### [Exercise]
Wherever the string "screenshot" appears in the listing, copy that line.

### [Records for the task]

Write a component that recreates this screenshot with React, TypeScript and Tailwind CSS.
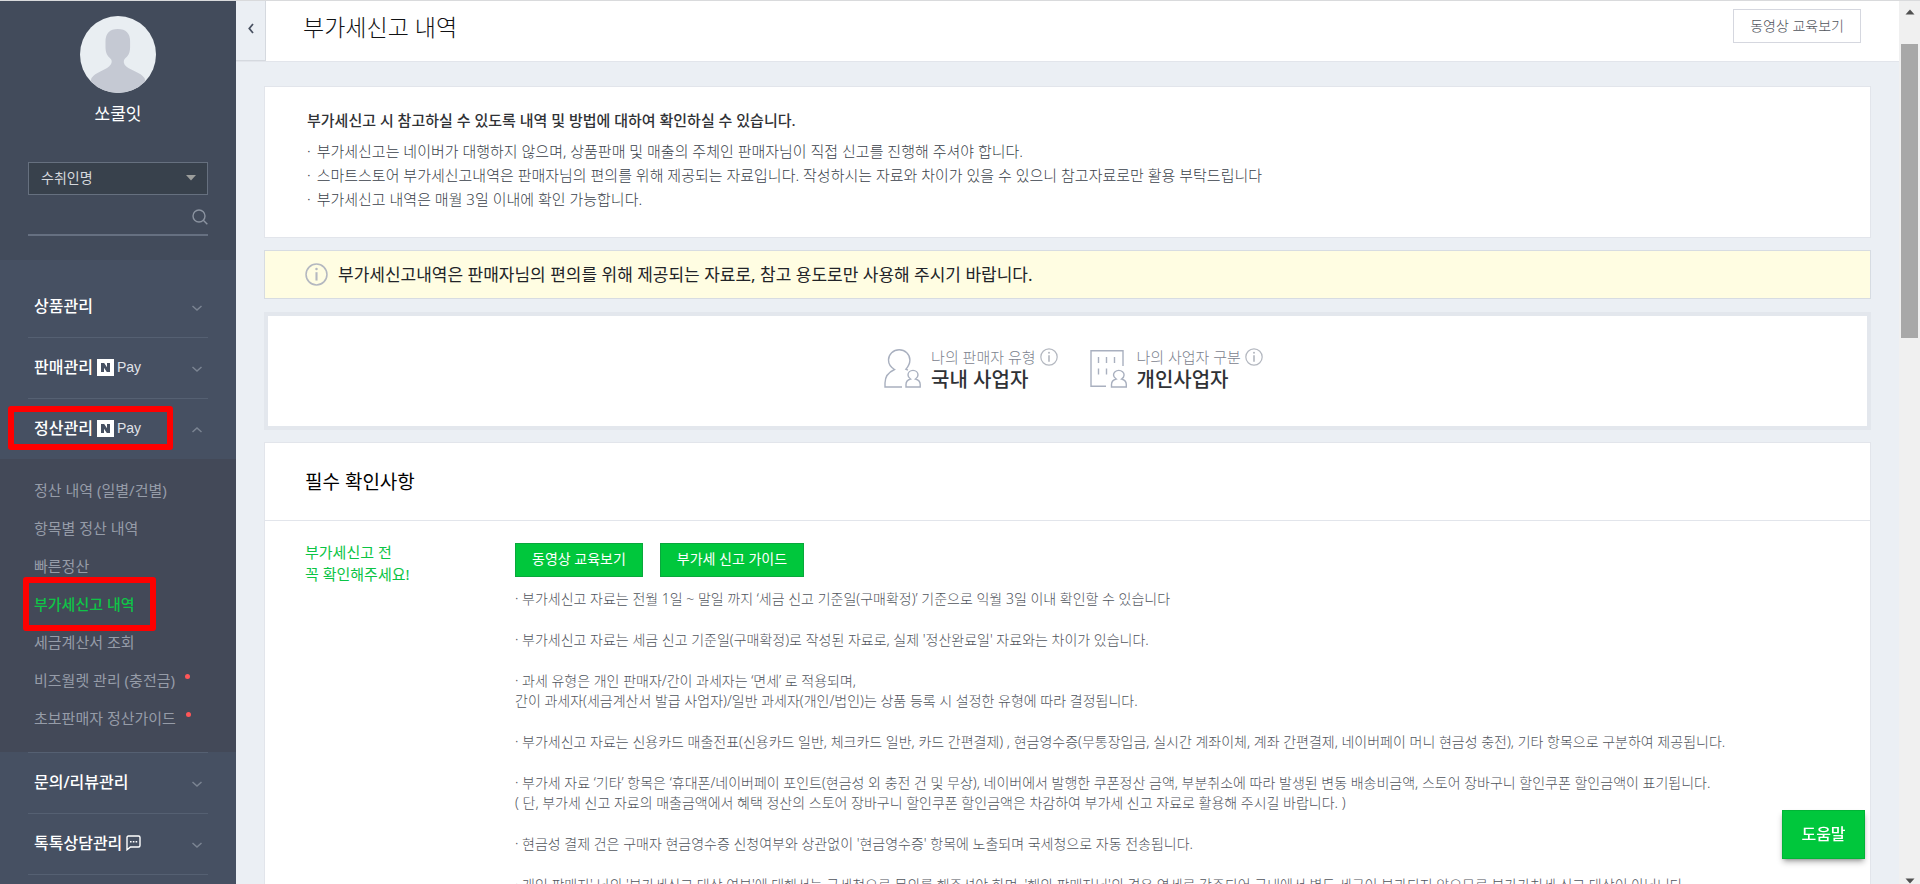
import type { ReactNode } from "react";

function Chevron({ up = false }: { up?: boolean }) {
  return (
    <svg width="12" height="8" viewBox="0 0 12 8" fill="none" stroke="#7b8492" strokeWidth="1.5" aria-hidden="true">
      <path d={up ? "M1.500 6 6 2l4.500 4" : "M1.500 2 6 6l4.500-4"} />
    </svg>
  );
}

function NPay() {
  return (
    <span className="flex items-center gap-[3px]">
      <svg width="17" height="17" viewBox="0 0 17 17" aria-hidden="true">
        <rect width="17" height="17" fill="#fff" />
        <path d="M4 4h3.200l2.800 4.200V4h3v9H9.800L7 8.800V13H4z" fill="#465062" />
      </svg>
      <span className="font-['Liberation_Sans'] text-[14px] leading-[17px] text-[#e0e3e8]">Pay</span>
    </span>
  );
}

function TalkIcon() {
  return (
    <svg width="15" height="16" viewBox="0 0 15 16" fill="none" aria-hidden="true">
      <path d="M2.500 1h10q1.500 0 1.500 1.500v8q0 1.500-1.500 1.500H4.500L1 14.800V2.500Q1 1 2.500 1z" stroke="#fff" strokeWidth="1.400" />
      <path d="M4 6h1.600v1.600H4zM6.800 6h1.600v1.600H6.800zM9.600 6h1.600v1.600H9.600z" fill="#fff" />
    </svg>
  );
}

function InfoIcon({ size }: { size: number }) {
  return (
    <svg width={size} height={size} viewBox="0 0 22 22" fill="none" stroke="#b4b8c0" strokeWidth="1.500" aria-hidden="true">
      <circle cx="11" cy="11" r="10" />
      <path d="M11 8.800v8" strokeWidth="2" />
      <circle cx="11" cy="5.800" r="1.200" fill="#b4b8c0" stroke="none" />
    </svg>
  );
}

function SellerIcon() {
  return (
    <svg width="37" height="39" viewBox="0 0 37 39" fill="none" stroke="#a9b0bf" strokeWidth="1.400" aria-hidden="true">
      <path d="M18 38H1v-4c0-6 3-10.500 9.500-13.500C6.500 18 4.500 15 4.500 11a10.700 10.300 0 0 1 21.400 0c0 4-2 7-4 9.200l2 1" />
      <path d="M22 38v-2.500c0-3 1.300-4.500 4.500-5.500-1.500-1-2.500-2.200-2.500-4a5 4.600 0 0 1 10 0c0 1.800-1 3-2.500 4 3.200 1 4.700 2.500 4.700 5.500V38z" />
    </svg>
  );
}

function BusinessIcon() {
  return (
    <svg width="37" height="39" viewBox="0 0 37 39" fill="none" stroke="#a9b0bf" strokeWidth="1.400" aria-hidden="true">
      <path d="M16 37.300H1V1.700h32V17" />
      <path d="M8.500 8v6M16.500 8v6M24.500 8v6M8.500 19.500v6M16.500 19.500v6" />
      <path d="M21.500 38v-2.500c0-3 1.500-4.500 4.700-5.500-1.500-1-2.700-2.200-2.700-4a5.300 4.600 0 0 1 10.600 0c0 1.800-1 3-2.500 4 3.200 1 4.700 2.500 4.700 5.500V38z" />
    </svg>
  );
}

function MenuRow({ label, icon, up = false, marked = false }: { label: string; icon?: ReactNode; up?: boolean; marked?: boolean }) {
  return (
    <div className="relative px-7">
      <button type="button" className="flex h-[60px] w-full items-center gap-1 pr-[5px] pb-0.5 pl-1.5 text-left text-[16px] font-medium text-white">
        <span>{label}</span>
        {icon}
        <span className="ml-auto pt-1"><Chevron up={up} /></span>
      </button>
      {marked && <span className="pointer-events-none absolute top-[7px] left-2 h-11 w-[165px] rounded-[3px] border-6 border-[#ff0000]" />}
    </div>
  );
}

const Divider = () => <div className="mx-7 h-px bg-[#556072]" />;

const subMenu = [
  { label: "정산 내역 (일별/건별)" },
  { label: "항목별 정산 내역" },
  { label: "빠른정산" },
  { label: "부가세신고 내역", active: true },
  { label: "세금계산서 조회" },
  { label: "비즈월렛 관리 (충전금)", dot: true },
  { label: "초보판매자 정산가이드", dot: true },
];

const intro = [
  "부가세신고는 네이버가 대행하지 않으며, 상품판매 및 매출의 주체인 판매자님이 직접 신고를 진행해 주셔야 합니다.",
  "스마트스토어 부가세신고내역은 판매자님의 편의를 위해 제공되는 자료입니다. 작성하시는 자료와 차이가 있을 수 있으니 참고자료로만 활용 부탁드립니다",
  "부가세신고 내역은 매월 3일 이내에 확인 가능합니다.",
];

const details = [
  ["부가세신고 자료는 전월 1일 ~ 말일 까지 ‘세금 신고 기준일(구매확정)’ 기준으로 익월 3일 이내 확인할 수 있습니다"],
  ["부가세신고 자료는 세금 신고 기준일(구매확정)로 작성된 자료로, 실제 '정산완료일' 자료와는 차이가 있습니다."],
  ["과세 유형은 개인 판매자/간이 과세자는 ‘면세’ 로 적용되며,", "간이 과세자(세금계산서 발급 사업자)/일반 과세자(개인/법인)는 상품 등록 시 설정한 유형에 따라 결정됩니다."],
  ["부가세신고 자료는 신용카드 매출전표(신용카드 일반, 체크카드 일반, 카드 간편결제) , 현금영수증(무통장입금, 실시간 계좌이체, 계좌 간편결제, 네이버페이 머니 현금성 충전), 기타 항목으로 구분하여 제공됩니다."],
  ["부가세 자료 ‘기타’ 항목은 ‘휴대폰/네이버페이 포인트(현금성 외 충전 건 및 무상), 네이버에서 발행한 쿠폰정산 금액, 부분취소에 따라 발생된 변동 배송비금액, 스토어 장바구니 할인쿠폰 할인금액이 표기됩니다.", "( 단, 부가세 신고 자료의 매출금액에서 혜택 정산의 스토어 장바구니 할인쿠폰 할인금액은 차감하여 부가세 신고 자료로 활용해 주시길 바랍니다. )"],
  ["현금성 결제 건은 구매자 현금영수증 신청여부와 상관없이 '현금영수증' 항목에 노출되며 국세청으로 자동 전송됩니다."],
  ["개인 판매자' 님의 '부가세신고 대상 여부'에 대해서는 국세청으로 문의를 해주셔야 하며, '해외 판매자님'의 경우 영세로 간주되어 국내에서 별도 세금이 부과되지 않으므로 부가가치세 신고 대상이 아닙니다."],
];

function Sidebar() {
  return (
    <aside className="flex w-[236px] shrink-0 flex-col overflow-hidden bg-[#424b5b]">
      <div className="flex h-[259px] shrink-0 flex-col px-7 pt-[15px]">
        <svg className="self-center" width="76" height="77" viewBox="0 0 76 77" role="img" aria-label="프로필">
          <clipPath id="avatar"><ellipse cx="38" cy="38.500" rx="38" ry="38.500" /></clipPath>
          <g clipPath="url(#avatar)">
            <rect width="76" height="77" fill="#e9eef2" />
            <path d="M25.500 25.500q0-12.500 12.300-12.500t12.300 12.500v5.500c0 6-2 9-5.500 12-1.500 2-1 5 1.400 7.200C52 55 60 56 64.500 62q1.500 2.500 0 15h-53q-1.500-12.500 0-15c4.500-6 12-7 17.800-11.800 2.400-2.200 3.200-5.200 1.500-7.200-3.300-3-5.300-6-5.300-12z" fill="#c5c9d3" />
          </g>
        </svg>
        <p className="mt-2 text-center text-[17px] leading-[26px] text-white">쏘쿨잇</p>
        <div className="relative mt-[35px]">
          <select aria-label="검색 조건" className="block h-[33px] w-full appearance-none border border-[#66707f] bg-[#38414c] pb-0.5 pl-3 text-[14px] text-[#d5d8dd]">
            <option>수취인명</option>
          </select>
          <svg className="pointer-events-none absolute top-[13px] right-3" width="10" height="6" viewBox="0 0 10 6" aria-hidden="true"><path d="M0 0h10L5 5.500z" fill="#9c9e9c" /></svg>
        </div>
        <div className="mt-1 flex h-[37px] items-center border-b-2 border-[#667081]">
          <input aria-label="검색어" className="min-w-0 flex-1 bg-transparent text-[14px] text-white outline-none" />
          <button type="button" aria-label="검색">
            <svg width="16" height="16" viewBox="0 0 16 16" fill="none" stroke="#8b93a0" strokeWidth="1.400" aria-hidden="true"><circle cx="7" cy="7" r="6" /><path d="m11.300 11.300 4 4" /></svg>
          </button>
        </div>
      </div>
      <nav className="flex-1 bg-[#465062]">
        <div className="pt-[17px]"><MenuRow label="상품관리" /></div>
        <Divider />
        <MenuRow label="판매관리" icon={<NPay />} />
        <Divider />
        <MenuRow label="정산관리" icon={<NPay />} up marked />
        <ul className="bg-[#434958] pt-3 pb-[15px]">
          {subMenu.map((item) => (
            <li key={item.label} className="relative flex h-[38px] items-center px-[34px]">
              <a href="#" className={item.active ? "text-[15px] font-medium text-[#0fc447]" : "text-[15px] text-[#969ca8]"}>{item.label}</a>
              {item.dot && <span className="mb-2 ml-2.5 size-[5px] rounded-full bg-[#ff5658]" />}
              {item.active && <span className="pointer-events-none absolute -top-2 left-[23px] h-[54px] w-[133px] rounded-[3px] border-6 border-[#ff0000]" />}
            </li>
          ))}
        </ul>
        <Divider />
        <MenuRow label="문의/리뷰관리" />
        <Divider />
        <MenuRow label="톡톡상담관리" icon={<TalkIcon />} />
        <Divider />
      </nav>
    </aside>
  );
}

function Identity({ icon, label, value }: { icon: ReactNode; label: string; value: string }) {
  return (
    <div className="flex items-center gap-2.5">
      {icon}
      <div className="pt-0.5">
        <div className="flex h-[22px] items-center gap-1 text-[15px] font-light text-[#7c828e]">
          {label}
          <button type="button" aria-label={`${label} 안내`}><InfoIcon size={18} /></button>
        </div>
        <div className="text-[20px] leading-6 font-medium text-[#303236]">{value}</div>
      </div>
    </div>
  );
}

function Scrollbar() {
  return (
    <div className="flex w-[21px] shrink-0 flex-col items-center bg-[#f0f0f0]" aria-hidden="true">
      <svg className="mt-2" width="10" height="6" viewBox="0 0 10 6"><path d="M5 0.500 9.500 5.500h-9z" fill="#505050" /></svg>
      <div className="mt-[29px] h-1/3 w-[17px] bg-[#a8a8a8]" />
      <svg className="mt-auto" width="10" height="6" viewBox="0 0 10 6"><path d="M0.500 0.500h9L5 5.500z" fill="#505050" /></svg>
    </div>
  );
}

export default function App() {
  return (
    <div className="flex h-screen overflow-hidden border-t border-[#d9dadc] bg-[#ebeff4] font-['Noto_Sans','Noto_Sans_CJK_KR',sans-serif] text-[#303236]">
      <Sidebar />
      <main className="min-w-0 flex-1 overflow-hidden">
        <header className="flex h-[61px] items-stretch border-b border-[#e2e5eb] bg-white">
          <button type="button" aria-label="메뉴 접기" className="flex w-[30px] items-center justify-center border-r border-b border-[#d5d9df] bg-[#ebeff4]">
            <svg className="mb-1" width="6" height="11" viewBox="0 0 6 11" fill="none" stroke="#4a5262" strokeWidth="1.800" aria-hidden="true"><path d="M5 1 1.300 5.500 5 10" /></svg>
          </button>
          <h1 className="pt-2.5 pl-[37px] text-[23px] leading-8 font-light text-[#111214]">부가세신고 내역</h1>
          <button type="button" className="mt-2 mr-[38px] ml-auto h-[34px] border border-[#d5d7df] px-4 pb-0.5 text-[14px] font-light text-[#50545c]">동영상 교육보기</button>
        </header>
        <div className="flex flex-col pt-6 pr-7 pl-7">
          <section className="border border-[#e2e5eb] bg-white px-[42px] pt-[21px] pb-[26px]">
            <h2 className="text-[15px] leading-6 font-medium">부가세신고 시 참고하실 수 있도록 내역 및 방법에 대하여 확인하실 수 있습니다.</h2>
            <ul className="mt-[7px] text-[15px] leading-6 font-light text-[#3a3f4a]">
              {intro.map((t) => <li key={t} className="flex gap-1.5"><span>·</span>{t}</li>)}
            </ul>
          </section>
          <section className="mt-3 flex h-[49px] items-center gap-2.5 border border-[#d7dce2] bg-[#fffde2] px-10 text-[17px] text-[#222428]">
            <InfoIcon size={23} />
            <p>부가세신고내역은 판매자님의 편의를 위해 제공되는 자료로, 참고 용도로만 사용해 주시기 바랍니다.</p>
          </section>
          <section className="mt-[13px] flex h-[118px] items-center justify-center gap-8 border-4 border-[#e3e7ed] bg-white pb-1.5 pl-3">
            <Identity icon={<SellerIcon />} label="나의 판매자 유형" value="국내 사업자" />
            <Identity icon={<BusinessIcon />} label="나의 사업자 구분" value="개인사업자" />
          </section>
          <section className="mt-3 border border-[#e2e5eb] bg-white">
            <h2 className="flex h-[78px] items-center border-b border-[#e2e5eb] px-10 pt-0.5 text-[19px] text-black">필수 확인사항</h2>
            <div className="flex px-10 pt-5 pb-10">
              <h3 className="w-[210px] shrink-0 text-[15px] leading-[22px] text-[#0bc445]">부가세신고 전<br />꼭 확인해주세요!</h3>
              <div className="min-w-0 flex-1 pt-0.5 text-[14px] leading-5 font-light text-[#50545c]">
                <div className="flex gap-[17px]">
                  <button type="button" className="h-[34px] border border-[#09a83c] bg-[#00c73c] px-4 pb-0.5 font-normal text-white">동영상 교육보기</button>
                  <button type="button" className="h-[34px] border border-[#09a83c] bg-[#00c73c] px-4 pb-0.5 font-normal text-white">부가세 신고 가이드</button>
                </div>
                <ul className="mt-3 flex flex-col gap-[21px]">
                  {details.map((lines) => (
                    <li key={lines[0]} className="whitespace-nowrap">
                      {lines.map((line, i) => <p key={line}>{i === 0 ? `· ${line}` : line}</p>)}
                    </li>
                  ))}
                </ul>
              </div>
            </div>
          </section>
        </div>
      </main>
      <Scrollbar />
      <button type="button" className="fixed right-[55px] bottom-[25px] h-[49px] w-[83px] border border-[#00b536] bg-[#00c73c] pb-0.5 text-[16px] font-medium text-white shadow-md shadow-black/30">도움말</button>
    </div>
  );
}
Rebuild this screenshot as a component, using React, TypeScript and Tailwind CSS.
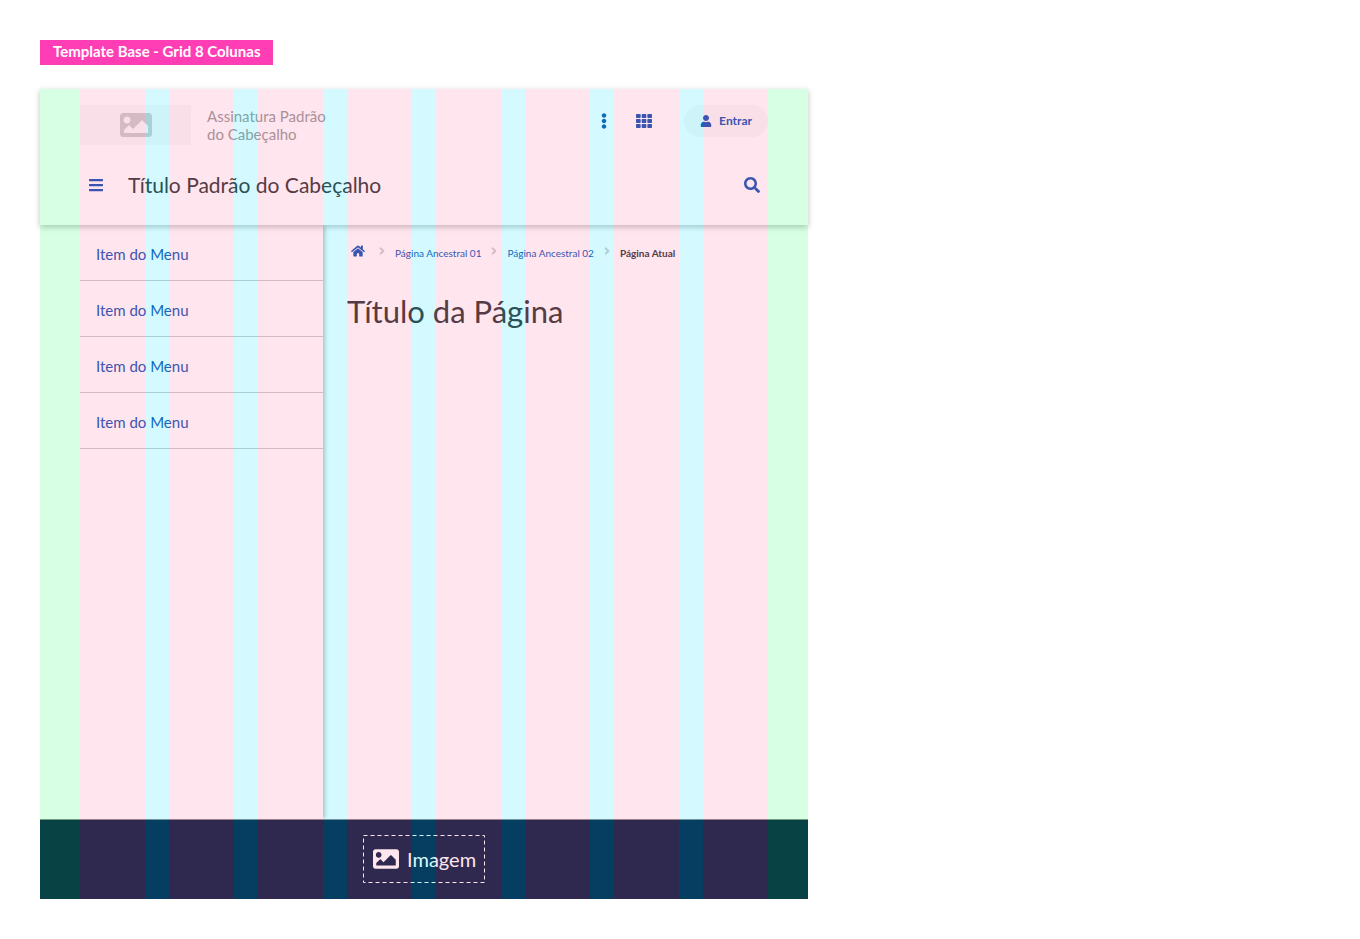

### [Exercise response]
Write a component that recreates this screenshot with React, TypeScript and Tailwind CSS.
Rebuild this screenshot as a component, using React, TypeScript and Tailwind CSS.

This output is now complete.